Downstairs, Belgian-Cameroonian artist Pascale Marthine Tayou’s Beautiful is a luscious riot — columns made of painted cooking pots, pictures constructed of thousands of sticks of coloured chalk with embedded toy figurines, sculptural heads using glass, socks, forks, hessian and string — all set among the conventional artistic treasures of the museum’s permanent collection. On the walls are glued thousands of brightly coloured alabaster eggs, as if we are in a giant sweet shop. Actually we are in a lesson, here, about cultural clash and cultural crossings, about colonialism and its perils and riches; we are being persistently if gently teased about our taste for the exotic.

Across other downstairs rooms is the world of Mika Rottenberg, an Argentine installation and video artist who shines a hard light on the costs and excesses of materialism. A plastic lettuce; a rubber carnival snake; disembodied ponytails that flick repetitively out from the blank wall; a video in which women endlessly sort mountains of pearls; another in which coloured lightbulbs are whacked into gleaming shards by a hammer-wielding hand, before the shards morph into super-pretty tinsel decorations that threaten to drown the sad-faced women who work among them. Rottenberg uses playfulness and a sense of the absurd to drive home a sometimes grim message.

Pablo Picasso's 'Le Peintre et son modèle II' at the ICA Miami
Pablo Picasso's 'Le Peintre et son modèle II' at the ICA Miami © 2017 Estate of Pablo Picasso / Artists Rights Society (ARS), New York

The Bass is just one of Miami’s new-minted institutions. Across town in the super-slick Design District (“OK, so turn left at Gucci, then right at Prada,” were my directions from a helpful passer-by), the pixelated shiny-silver façade of the new-built, 37,500 sq ft ICA Miami opens into a generous, high lobby that looks out to a sculpture garden beyond.

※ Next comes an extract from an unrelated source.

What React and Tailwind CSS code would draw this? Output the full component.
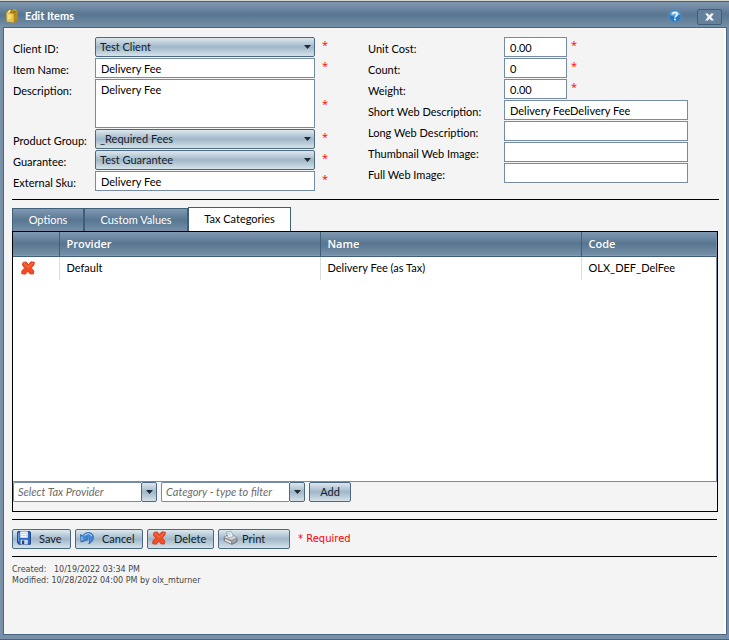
import React, { useState } from 'react';

const BAR = 'bg-linear-to-b from-[#8299b2] from-0% via-[#587691] via-50% to-[#7590a7] to-100%';
const BUTTON = 'bg-linear-to-b from-[#dde8ed] from-0% via-[#a0b7c9] via-50% to-[#d6e2e8] to-100% border border-[#4b6983] rounded-xs';
const FIELD = 'bg-white border border-[#768ca5] outline-none text-[11px] text-black';

// --- Icons ---
const BoxIcon = () => (
    <svg width="14" height="16" viewBox="0 0 14 16" aria-hidden="true">
        <path d="M1.2 4.5 4 1.6h6.5L12.8 4v8.6L9.8 14.6 1.6 14z" fill="#a67c12" />
        <path d="M1.3 5 8.8 5.4v9L1.8 13.8z" fill="#e6c245" />
        <path d="M8.8 5.4 12.6 4v8.4l-3 2z" fill="#b58b1c" />
        <path d="M1.6 4.7 4.2 2h2L4.8 5z" fill="#f4e08a" />
        <path d="M5 4.8 6.8 2H10L9 5z" fill="#8c6a14" />
        <path d="M2.4 6.2 6.5 6.5v4L2.6 12z" fill="#f5dc78" />
        <path d="M7 4.4C8.2.8 11 .6 11.3 4" fill="none" stroke="#caa437" strokeWidth="1.2" />
    </svg>
);

const HelpIcon = () => (
    <svg width="14" height="14" viewBox="0 0 14 14" aria-hidden="true">
        <circle cx="7" cy="7" r="6.3" fill="#2878c4" stroke="#5f8fb8" strokeWidth="1" />
        <path d="M1.7 6a5.4 5.4 0 0 1 10.6 0C9 5.5 5 8 1.7 6z" fill="#69ade5" />
        <path d="M4.8 5.2C5 3 9.2 3 9.2 5.3 9.2 6.8 7 6.8 7 8.6" fill="none" stroke="#fff" strokeWidth="1.6" />
        <circle cx="7" cy="10.6" r="1" fill="#fff" />
    </svg>
);

const CloseIcon = () => (
    <svg width="9" height="8" viewBox="0 0 9 8" aria-hidden="true">
        <path d="M0 .5h3l1.5 2 1.5-2h3L6.2 4 9 7.5H6l-1.5-2-1.5 2H0L2.8 4z" fill="#f3f5f7" />
    </svg>
);

const ArrowIcon = () => (
    <svg width="7" height="4" viewBox="0 0 7 4" aria-hidden="true">
        <path d="M0 0h7L3.5 4z" fill="#1c2a35" />
    </svg>
);

const CrossIcon = () => (
    <svg width="14" height="14" viewBox="0 0 14 14" aria-hidden="true">
        <path
            d="M2 1.4 5.2.9 7.3 3.6 9.8.8 13.5 1.2 12.8 4.3 10.2 6.7 13 10.2 12.3 13 9 12.9 6.8 10.2 4.4 13.2.7 12.8.9 9.8 3.6 7 1.4 4z"
            fill="#f14c26" stroke="#d23a1a" strokeWidth=".8" strokeLinejoin="round"
        />
        <path d="M3.2 2.4 7 6.4 11.8 2.2" fill="none" stroke="#ff7d52" strokeWidth="1" strokeLinecap="round" />
    </svg>
);

const SaveIcon = () => (
    <svg width="14" height="14" viewBox="0 0 14 14" aria-hidden="true">
        <path d="M.6 1.2.9.6h12l.5.6v12H2L.6 12z" fill="#2f68be" stroke="#1d4384" />
        <path d="M3.2.4h7.6v6.4H3.2z" fill="#eef4f9" />
        <path d="M4 2.5h6M4 4.5h6" stroke="#c3d3e2" strokeWidth=".8" />
        <path d="M3.6 8.8h7.2v4.6H3.6z" fill="#c9d6e3" />
        <path d="M5 9.6h2.2v3.4H5z" fill="#1d4384" />
        <path d="M1.6 2v8" stroke="#6f9fe0" />
    </svg>
);

const UndoIcon = () => (
    <svg width="14" height="14" viewBox="0 0 14 14" aria-hidden="true">
        <path
            d="M.6 3.6 2.6 5C5.4.2 12.8.4 13.4 5.6c.4 3.4-1.6 5.8-4.6 7.2C10.2 9.8 10 5.6 6.4 6.4L8.2 8.8 1 11z"
            fill="#4389d6" stroke="#225da8" strokeWidth=".8" strokeLinejoin="round"
        />
        <path d="M4.4 4.6C6.4 2 10.5 2 11.8 5M1.8 5.6l.2 3.8" fill="none" stroke="#a9d2f6" strokeWidth="1.1" />
    </svg>
);

const PrintIcon = () => (
    <svg width="15" height="14" viewBox="0 0 15 14" aria-hidden="true">
        <path d="M1 6.2 4 4.6 10 4l4 2.6v4.2L9 13.4 1.2 9.8z" fill="#8b8d90" stroke="#6a6d71" strokeWidth=".7" />
        <path d="M1.2 6.2 4 4.8 10 4.2l3.8 2.4L8.8 9z" fill="#d3d5d7" />
        <path d="M3 1.2 8.2.4 10.4 5.4 5.6 6.8z" fill="#f8fbfd" stroke="#8396a6" strokeWidth=".7" />
        <path d="m4.5 2.6 3-.5M5.2 4.2l3-.6" stroke="#95c2e5" strokeWidth=".8" />
        <path d="m2 8 6 2.8v1.6L2 9.6z" fill="#f1f2f3" />
        <path d="m9.4 10 3.8-2v2l-3.8 2z" fill="#a9abae" />
    </svg>
);

// --- Form pieces ---
const SelectField = ({ id, options }) => (
    <div className="relative flex h-5 w-[220px]">
        <select id={id} className={`${BUTTON} h-5 w-full appearance-none pr-5 pl-1 text-[11px] leading-4 text-[#10202c] outline-none`}>
            {options.map((option) => <option key={option}>{option}</option>)}
        </select>
        <span className="pointer-events-none absolute top-2 right-1"><ArrowIcon /></span>
    </div>
);

const FormRow = ({ id, label, type = 'text', value, options, required, labelWidth, size, markGap = 'pl-[7px]' }) => (
    <div className="flex">
        <label htmlFor={id} className={`${labelWidth} shrink-0 pt-1 text-[11px] leading-4 text-black`}>{label}</label>
        {type === 'select' && <SelectField id={id} options={options} />}
        {type === 'textarea' && <textarea id={id} defaultValue={value} className={`${FIELD} h-[49px] w-[220px] resize-none px-[5px] pt-[2px] leading-4`} />}
        {type === 'text' && <input id={id} type="text" defaultValue={value} className={`${FIELD} ${size} px-[5px] pt-px`} />}
        {required && (
            <span className={`${markGap} flex font-['Open_Sans',sans-serif] text-[11px] leading-4 text-[#ff0000] ${type === 'textarea' ? 'items-center' : ''}`}>*</span>
        )}
    </div>
);

const ComboBox = ({ id, placeholder }) => (
    <div className="flex h-5 w-36">
        <input id={id} aria-label={placeholder} placeholder={placeholder} className={`${FIELD} w-full min-w-0 rounded-l-xs border-r-0 px-1 italic placeholder:text-[#6b6b6b]`} />
        <button type="button" aria-label={`Open ${placeholder}`} className={`${BUTTON} flex w-4 shrink-0 items-center justify-center`}><ArrowIcon /></button>
    </div>
);

const ActionButton = ({ icon: Icon, label, width, gap = 'gap-2' }) => (
    <button type="button" className={`${BUTTON} ${width} ${gap} flex h-5 items-center pl-1 text-[11px] leading-4 text-[#10202c]`}>
        <span className="pb-[2px]"><Icon /></span>
        <span>{label}</span>
    </button>
);

const leftFields = [
    { id: 'client', label: 'Client ID:', type: 'select', options: ['Test Client'], required: true },
    { id: 'name', label: 'Item Name:', value: 'Delivery Fee', required: true },
    { id: 'description', label: 'Description:', type: 'textarea', value: 'Delivery Fee', required: true },
    { id: 'group', label: 'Product Group:', type: 'select', options: ['_Required Fees'], required: true },
    { id: 'guarantee', label: 'Guarantee:', type: 'select', options: ['Test Guarantee'], required: true },
    { id: 'sku', label: 'External Sku:', value: 'Delivery Fee', required: true },
];

const rightFields = [
    { id: 'cost', label: 'Unit Cost:', value: '0.00', size: 'h-5 w-[63px]', required: true },
    { id: 'count', label: 'Count:', value: '0', size: 'h-5 w-[63px]', required: true },
    { id: 'weight', label: 'Weight:', value: '0.00', size: 'h-5 w-[63px]', required: true },
    { id: 'short', label: 'Short Web Description:', value: 'Delivery FeeDelivery Fee', size: 'h-5 w-[184px]' },
    { id: 'long', label: 'Long Web Description:', value: '', size: 'h-5 w-[184px]' },
    { id: 'thumb', label: 'Thumbnail Web Image:', value: '', size: 'h-5 w-[184px]' },
    { id: 'full', label: 'Full Web Image:', value: '', size: 'h-5 w-[184px]' },
];

const TABS = [
    { label: 'Options', width: 'w-[72px]' },
    { label: 'Custom Values', width: 'w-[104px]' },
    { label: 'Tax Categories', width: 'w-[103px]' },
];

const categories = [{ provider: 'Default', name: 'Delivery Fee (as Tax)', code: 'OLX_DEF_DelFee' }];

const TaxTable = () => (
    <div className="min-h-[250px] border-r border-b border-[#768ca5] bg-white">
        <table className="w-full table-fixed border-collapse text-[11px] leading-4">
            <colgroup>
                <col className="w-[46px]" />
                <col />
                <col />
                <col className="w-[135px]" />
            </colgroup>
            <thead>
                <tr className={`${BAR} h-6 border-b border-[#3f5e78] text-left font-['Open_Sans',sans-serif] text-white`}>
                    <th aria-label="Remove" />
                    {['Provider', 'Name', 'Code'].map((title) => (
                        <th key={title} className="border-l border-[#3f5e78] px-[7px] font-semibold">{title}</th>
                    ))}
                </tr>
            </thead>
            <tbody>
                {categories.map((row) => (
                    <tr key={row.code} className="h-6">
                        <td className="pl-2"><button type="button" aria-label="Remove" className="block"><CrossIcon /></button></td>
                        <td className="border-l border-[#d5dde5] px-[7px]">{row.provider}</td>
                        <td className="border-l border-[#d5dde5] px-[7px]">{row.name}</td>
                        <td className="border-l border-[#d5dde5] px-[7px]">{row.code}</td>
                    </tr>
                ))}
            </tbody>
        </table>
    </div>
);

export default function App() {
    const [activeTab, setActiveTab] = useState('Tax Categories');

    return (
        <div className="flex min-h-screen flex-col border-t border-b border-t-[#d6d6d0] border-b-[#4a6580] bg-[#7890a8] font-['Lato','Noto_Sans',sans-serif]">
            <header className={`${BAR} flex h-[26px] shrink-0 items-center border-t border-[#3f5e78] pt-1 pr-[7px] pl-[5px]`}>
                <div className="pb-[2px]"><BoxIcon /></div>
                <h1 className="ml-[6px] flex-1 pb-[2px] text-[11px] leading-4 font-bold text-white">Edit Items</h1>
                <button type="button" aria-label="Help" className="mr-[15px] pb-[2px]"><HelpIcon /></button>
                <button type="button" aria-label="Close" className="flex h-4 w-[25px] items-center justify-center rounded-xs border border-[#3f5e78] bg-[#64809a]"><CloseIcon /></button>
            </header>

            <main className="mr-[2px] mb-1 ml-[3px] flex-1 border border-[#4a6580] bg-[#f4f4f4] pt-[9px] pr-[7px] pl-2 shadow-[inset_-2px_0_0_#ffffff]">
                <form className="grid grid-cols-2 border-b border-black pb-2 pl-px">
                    <div className="flex flex-col gap-px">
                        {leftFields.map((field) => <FormRow key={field.id} size="h-5 w-[220px]" labelWidth="w-[82px]" {...field} />)}
                    </div>
                    <div className="flex flex-col gap-px pl-[2px]">
                        {rightFields.map((field) => <FormRow key={field.id} labelWidth="w-[136px]" markGap="pl-1" {...field} />)}
                    </div>
                </form>

                <div role="tablist" className="mt-[7px] flex items-end">
                    {TABS.map((tab) => (
                        <button
                            key={tab.label} type="button" role="tab" aria-selected={activeTab === tab.label}
                            onClick={() => setActiveTab(tab.label)}
                            className={`${tab.width} border border-b-0 border-[#3f5e78] pb-px text-[11px] leading-4 ${activeTab === tab.label ? 'h-6 bg-white text-black' : `${BAR} h-[23px] text-white`}`}
                        >
                            {tab.label}
                        </button>
                    ))}
                </div>

                <section className="mr-px border border-black pb-[9px]">
                    <TaxTable />
                    <div className="flex gap-1">
                        <ComboBox id="provider" placeholder="Select Tax Provider" />
                        <ComboBox id="category" placeholder="Category - type to filter" />
                        <button type="button" className={`${BUTTON} h-5 w-[42px] text-[11px] leading-4 text-[#10202c]`}>Add</button>
                    </div>
                </section>

                <div className="mt-[7px] mr-[2px] flex items-center gap-1 border-y border-black pt-[9px] pb-[7px]">
                    <ActionButton icon={SaveIcon} label="Save" width="w-[59px]" />
                    <ActionButton icon={UndoIcon} label="Cancel" width="w-[68px]" />
                    <ActionButton icon={CrossIcon} label="Delete" width="w-[67px]" />
                    <ActionButton icon={PrintIcon} label="Print" width="w-[72px]" gap="gap-1" />
                    <span className="ml-1 font-['DejaVu_Sans',sans-serif] text-[10px] leading-4 text-[#ff0000]">* Required</span>
                </div>

                <footer className="mt-[7px] font-['DejaVu_Sans',sans-serif] text-[8px] leading-[11px] text-[#444]">
                    <p>Created: &nbsp;&nbsp;10/19/2022 03:34 PM</p>
                    <p>Modified: 10/28/2022 04:00 PM by olx_mturner</p>
                </footer>
            </main>
        </div>
    );
}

This amazing creation, which came into being after a troubled history of boardroom battles, was designed by the Madrid-based firm Aranguren + Gallegos Arquitectos. The design and construction was funded by Norman and Irma Braman; Irma is co-chair of the museum’s board.

The mood is relaxed. Downstairs, leisurely spacious galleries address cultural diversity — de rigueur everywhere in the arts, of course, but eloquent in Miami’s melting-pot: Chris Ofili beside Robert Gober, the African-American abstract installationist Senga Nengudi, the bizarreries of Edward and Nancy Kienholz, the southern continent represented by Hélio Oiticica and Haiti-born, Miami-based Tomm El-Saieh, with large, intense spatter-work canvases.

Up to two enormously spacious floors, with diffused daylight from an entire glass side, is The Everywhere Studio, an intelligently partitioned and curated group show of some 50 artists on the theme of the studio, from the postwar era to today. Or rather, not quite on that theme . . . the curators’ mission is to show how the traditional studio, with all its readings of the artist’s personality, has changed with the advent of different media and modes of production.

So here are views we’d hope for — two fabulous Picassos (the model and the studio were of course among his favourite themes), a fine 1974 Roy Lichtenstein of painter and model, Philip Guston’s beguiling pile of boots blocking a doorway. Some works are specific — Rosemarie Trockel’s memory-laden paint-spattered easel “O-Ton” — others, such as Yves Klein’s beautiful blue smudges, allude to the means of production in a more abstract way.

Moving into the contemporary, the subject range widens: now memory, onscreen allusions to work planned and done, even basic notions of home are encompassed in the mind-expanded studio-that-is-everywhere. It’s a show that would have been stronger for being smaller: some less interesting work could have been pruned out. While powerful artists have always made intensely meaningful and fascinating work on this theme, in lesser talents it starts to look merely self-regarding.